### SHORT EXERCISE
Leave out the pictures and restate the rest of the data exactly.
--- start SOURCE MATERIAL ---
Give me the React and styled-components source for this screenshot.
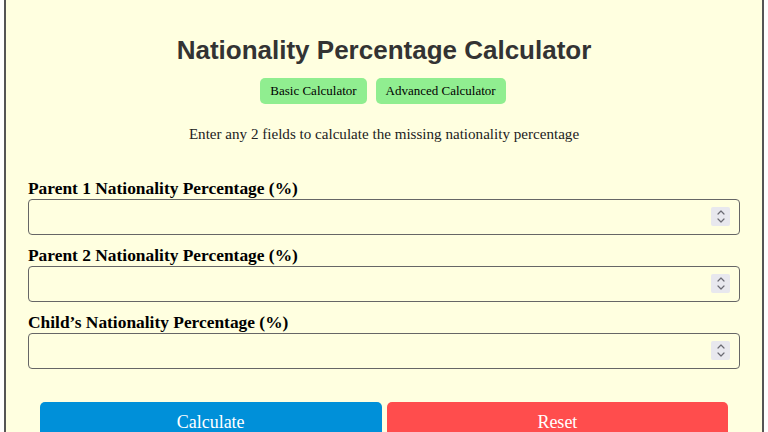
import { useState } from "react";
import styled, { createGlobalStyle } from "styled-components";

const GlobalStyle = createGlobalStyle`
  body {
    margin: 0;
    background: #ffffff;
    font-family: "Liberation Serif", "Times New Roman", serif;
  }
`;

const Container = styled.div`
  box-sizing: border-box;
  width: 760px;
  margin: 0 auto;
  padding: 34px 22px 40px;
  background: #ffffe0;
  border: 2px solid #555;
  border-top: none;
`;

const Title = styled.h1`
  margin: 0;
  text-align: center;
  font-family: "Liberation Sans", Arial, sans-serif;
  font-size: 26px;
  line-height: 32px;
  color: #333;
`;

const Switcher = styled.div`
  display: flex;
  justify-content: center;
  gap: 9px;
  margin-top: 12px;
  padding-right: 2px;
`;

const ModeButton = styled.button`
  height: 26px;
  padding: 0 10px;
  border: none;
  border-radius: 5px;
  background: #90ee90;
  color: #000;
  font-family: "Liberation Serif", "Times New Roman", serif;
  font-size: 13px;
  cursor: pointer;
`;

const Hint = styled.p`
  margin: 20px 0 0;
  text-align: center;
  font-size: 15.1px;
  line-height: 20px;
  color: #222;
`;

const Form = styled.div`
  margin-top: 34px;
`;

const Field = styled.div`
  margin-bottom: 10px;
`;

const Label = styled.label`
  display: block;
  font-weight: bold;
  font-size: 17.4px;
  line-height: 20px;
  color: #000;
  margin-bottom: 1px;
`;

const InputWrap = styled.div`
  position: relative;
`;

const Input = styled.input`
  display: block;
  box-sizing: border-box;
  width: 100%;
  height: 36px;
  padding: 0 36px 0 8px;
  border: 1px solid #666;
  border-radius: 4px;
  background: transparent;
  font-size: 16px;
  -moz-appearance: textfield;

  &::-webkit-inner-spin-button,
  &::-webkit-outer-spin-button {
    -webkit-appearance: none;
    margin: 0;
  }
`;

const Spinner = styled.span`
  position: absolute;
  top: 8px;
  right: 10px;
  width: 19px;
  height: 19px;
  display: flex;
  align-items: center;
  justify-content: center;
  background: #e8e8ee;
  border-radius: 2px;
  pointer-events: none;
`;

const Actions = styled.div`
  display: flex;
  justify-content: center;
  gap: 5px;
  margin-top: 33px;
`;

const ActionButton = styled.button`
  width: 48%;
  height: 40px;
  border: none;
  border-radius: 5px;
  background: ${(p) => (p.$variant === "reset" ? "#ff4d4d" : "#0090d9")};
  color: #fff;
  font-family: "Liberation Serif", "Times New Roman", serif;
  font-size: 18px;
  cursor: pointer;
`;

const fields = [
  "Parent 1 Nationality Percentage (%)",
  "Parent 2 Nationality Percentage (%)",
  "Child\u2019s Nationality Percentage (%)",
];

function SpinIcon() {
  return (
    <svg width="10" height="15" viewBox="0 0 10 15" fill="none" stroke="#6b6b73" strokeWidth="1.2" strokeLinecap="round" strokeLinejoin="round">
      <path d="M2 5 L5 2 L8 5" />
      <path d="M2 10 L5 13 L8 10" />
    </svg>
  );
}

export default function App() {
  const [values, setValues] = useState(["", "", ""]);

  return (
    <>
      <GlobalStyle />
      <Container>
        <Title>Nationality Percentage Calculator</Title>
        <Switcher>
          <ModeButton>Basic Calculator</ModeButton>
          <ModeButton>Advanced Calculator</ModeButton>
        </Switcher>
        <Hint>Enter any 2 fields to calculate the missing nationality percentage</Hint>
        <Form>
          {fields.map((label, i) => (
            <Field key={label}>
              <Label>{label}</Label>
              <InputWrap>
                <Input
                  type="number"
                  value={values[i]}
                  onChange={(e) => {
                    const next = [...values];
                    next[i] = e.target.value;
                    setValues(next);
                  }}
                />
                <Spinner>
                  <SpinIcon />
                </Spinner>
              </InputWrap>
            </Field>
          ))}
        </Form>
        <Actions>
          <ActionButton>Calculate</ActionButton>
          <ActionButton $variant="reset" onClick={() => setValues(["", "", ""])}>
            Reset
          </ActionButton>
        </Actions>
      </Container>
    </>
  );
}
--- end SOURCE MATERIAL ---
### RESPONSE TO THE EXERCISE
Give me the React and styled-components source for this screenshot.
import { useState } from "react";
import styled, { createGlobalStyle } from "styled-components";

const GlobalStyle = createGlobalStyle`
  body {
    margin: 0;
    background: #ffffff;
    font-family: "Liberation Serif", "Times New Roman", serif;
  }
`;

const Container = styled.div`
  box-sizing: border-box;
  width: 760px;
  margin: 0 auto;
  padding: 34px 22px 40px;
  background: #ffffe0;
  border: 2px solid #555;
  border-top: none;
`;

const Title = styled.h1`
  margin: 0;
  text-align: center;
  font-family: "Liberation Sans", Arial, sans-serif;
  font-size: 26px;
  line-height: 32px;
  color: #333;
`;

const Switcher = styled.div`
  display: flex;
  justify-content: center;
  gap: 9px;
  margin-top: 12px;
  padding-right: 2px;
`;

const ModeButton = styled.button`
  height: 26px;
  padding: 0 10px;
  border: none;
  border-radius: 5px;
  background: #90ee90;
  color: #000;
  font-family: "Liberation Serif", "Times New Roman", serif;
  font-size: 13px;
  cursor: pointer;
`;

const Hint = styled.p`
  margin: 20px 0 0;
  text-align: center;
  font-size: 15.1px;
  line-height: 20px;
  color: #222;
`;

const Form = styled.div`
  margin-top: 34px;
`;

const Field = styled.div`
  margin-bottom: 10px;
`;

const Label = styled.label`
  display: block;
  font-weight: bold;
  font-size: 17.4px;
  line-height: 20px;
  color: #000;
  margin-bottom: 1px;
`;

const InputWrap = styled.div`
  position: relative;
`;

const Input = styled.input`
  display: block;
  box-sizing: border-box;
  width: 100%;
  height: 36px;
  padding: 0 36px 0 8px;
  border: 1px solid #666;
  border-radius: 4px;
  background: transparent;
  font-size: 16px;
  -moz-appearance: textfield;

  &::-webkit-inner-spin-button,
  &::-webkit-outer-spin-button {
    -webkit-appearance: none;
    margin: 0;
  }
`;

const Spinner = styled.span`
  position: absolute;
  top: 8px;
  right: 10px;
  width: 19px;
  height: 19px;
  display: flex;
  align-items: center;
  justify-content: center;
  background: #e8e8ee;
  border-radius: 2px;
  pointer-events: none;
`;

const Actions = styled.div`
  display: flex;
  justify-content: center;
  gap: 5px;
  margin-top: 33px;
`;

const ActionButton = styled.button`
  width: 48%;
  height: 40px;
  border: none;
  border-radius: 5px;
  background: ${(p) => (p.$variant === "reset" ? "#ff4d4d" : "#0090d9")};
  color: #fff;
  font-family: "Liberation Serif", "Times New Roman", serif;
  font-size: 18px;
  cursor: pointer;
`;

const fields = [
  "Parent 1 Nationality Percentage (%)",
  "Parent 2 Nationality Percentage (%)",
  "Child\u2019s Nationality Percentage (%)",
];

function SpinIcon() {
  return (
    <svg width="10" height="15" viewBox="0 0 10 15" fill="none" stroke="#6b6b73" strokeWidth="1.2" strokeLinecap="round" strokeLinejoin="round">
      <path d="M2 5 L5 2 L8 5" />
      <path d="M2 10 L5 13 L8 10" />
    </svg>
  );
}

export default function App() {
  const [values, setValues] = useState(["", "", ""]);

  return (
    <>
      <GlobalStyle />
      <Container>
        <Title>Nationality Percentage Calculator</Title>
        <Switcher>
          <ModeButton>Basic Calculator</ModeButton>
          <ModeButton>Advanced Calculator</ModeButton>
        </Switcher>
        <Hint>Enter any 2 fields to calculate the missing nationality percentage</Hint>
        <Form>
          {fields.map((label, i) => (
            <Field key={label}>
              <Label>{label}</Label>
              <InputWrap>
                <Input
                  type="number"
                  value={values[i]}
                  onChange={(e) => {
                    const next = [...values];
                    next[i] = e.target.value;
                    setValues(next);
                  }}
                />
                <Spinner>
                  <SpinIcon />
                </Spinner>
              </InputWrap>
            </Field>
          ))}
        </Form>
        <Actions>
          <ActionButton>Calculate</ActionButton>
          <ActionButton $variant="reset" onClick={() => setValues(["", "", ""])}>
            Reset
          </ActionButton>
        </Actions>
      </Container>
    </>
  );
}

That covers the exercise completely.